[TASK]:
Copy each line holding the string "that".

[RECORDS SUPPLIED]:
* START *

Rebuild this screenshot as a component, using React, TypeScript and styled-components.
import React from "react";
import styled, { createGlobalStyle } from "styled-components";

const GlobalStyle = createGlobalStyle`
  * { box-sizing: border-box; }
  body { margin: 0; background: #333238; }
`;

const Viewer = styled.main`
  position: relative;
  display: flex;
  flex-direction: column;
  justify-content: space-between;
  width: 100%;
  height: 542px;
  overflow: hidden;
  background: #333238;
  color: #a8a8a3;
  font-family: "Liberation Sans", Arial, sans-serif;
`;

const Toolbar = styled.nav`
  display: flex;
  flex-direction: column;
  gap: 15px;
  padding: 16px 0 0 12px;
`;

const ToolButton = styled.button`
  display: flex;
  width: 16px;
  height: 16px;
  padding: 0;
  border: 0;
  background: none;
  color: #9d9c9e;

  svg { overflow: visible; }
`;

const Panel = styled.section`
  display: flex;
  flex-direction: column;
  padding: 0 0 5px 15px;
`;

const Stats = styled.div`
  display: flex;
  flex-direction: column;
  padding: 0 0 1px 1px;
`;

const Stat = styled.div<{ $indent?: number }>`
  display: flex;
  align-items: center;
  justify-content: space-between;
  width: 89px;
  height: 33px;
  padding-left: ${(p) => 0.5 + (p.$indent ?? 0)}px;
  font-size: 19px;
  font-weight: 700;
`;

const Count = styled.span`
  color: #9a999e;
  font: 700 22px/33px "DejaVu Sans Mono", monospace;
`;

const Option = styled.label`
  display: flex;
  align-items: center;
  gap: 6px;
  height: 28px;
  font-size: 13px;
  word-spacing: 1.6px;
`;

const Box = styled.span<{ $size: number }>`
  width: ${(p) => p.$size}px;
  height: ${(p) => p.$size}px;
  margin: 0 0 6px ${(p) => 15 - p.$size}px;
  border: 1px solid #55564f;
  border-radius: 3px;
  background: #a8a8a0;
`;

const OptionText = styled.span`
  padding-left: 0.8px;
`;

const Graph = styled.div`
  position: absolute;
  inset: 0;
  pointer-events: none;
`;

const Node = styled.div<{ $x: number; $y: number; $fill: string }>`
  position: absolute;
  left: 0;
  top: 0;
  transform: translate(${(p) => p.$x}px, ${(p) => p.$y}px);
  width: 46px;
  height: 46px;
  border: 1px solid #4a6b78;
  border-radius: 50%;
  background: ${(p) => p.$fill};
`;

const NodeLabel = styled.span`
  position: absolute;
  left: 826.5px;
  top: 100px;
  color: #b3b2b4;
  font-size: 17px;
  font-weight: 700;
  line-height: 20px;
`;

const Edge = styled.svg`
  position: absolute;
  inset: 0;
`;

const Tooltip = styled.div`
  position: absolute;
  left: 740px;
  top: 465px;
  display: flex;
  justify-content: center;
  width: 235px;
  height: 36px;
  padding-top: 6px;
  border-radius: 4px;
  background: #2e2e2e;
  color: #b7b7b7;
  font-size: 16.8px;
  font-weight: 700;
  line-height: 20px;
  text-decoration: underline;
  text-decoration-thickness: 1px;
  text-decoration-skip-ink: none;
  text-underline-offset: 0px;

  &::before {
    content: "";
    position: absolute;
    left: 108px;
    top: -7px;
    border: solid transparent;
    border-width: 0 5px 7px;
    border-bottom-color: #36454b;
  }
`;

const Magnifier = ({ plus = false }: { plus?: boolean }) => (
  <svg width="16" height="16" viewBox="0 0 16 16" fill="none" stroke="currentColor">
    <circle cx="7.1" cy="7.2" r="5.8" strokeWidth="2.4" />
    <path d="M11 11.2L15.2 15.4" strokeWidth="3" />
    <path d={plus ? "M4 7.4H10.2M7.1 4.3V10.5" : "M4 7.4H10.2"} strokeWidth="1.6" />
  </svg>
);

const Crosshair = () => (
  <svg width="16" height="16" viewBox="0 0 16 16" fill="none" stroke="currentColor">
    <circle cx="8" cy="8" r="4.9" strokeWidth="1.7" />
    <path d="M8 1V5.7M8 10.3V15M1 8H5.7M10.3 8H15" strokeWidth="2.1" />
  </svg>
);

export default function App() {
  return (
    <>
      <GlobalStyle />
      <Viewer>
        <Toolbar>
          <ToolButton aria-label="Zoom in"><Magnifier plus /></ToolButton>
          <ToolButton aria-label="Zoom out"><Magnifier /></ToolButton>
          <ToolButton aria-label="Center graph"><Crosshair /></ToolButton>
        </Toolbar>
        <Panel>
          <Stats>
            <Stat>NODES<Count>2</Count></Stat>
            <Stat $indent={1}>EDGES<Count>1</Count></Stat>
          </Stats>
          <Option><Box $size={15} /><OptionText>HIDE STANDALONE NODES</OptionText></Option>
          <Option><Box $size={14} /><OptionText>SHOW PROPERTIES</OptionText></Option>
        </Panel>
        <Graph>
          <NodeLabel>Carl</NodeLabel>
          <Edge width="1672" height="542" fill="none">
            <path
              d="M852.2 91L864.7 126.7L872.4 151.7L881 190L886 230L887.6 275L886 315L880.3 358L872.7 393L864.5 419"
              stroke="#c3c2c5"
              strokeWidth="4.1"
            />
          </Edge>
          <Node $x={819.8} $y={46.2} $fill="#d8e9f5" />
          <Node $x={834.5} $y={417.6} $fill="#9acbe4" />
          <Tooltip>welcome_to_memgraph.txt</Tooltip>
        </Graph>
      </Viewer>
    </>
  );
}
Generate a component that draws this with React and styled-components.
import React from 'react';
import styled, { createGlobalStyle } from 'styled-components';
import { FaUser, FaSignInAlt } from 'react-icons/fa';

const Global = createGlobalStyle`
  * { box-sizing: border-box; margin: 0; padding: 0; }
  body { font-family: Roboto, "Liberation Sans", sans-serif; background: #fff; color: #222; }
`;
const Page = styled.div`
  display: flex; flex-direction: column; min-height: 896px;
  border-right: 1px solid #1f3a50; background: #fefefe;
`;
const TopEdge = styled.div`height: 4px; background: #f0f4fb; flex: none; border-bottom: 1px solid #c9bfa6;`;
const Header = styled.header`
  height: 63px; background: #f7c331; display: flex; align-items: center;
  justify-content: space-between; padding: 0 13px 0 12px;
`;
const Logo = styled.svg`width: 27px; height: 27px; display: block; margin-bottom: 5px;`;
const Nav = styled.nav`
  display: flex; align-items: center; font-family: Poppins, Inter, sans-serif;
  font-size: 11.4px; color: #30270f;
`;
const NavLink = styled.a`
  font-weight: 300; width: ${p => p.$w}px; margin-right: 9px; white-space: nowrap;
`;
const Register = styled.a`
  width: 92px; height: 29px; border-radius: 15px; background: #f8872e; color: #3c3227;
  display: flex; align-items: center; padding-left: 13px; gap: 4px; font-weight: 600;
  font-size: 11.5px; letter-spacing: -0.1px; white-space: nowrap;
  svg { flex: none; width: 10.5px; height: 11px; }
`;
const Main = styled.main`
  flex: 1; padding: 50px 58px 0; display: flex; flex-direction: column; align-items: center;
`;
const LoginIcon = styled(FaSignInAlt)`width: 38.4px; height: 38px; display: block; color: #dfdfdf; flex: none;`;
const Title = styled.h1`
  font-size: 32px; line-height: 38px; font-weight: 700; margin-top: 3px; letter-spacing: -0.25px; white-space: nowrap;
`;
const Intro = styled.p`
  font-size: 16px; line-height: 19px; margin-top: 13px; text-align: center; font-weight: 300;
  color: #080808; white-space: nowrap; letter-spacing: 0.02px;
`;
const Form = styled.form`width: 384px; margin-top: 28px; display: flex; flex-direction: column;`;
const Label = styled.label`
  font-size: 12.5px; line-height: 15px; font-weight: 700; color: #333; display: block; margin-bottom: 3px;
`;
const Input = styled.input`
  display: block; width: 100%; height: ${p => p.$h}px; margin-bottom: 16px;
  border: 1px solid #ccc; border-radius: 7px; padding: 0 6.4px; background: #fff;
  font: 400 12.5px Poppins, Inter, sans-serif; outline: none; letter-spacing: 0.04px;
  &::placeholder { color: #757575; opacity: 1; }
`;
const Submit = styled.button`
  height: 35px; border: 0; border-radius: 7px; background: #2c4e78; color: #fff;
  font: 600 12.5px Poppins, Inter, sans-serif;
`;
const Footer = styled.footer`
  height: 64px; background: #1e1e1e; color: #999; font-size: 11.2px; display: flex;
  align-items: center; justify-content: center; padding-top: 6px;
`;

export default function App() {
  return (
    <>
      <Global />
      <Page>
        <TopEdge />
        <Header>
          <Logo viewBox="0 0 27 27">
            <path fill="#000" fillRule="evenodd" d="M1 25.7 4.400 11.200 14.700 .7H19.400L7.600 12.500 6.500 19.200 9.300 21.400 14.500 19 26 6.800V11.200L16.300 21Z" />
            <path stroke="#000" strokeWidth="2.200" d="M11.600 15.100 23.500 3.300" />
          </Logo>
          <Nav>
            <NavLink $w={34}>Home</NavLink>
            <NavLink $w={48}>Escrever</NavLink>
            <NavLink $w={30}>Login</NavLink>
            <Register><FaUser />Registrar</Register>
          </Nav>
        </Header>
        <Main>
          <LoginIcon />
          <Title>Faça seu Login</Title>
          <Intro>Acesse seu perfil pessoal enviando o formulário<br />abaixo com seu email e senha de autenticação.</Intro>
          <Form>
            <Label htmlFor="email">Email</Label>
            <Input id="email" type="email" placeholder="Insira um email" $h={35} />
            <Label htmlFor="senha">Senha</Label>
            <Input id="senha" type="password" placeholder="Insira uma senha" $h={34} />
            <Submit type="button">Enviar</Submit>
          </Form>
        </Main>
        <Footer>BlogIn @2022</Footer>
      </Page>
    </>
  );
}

* END *
* START *

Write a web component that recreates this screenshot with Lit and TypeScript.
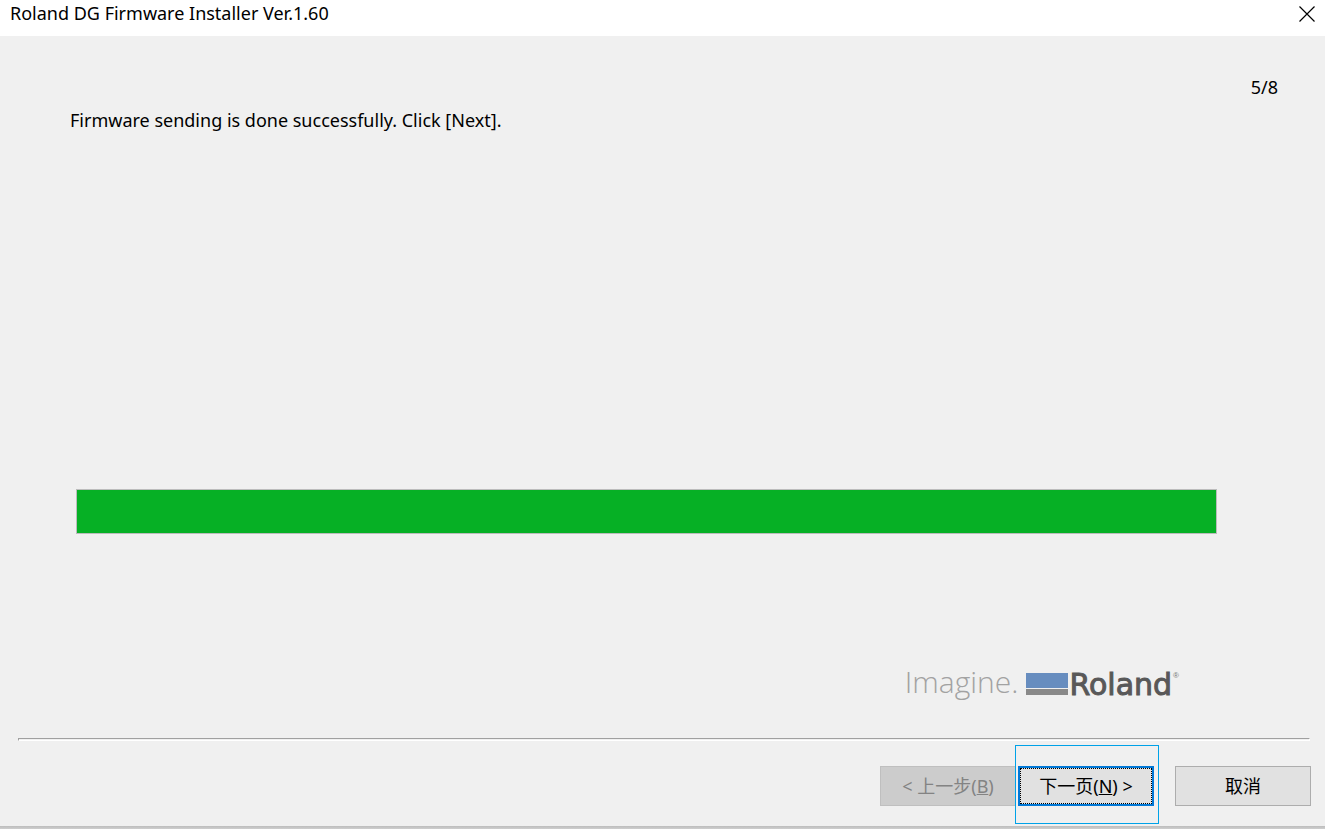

* END *

[WRITTEN SOLUTION]:
Generate a component that draws this with React and styled-components.
Write a web component that recreates this screenshot with Lit and TypeScript.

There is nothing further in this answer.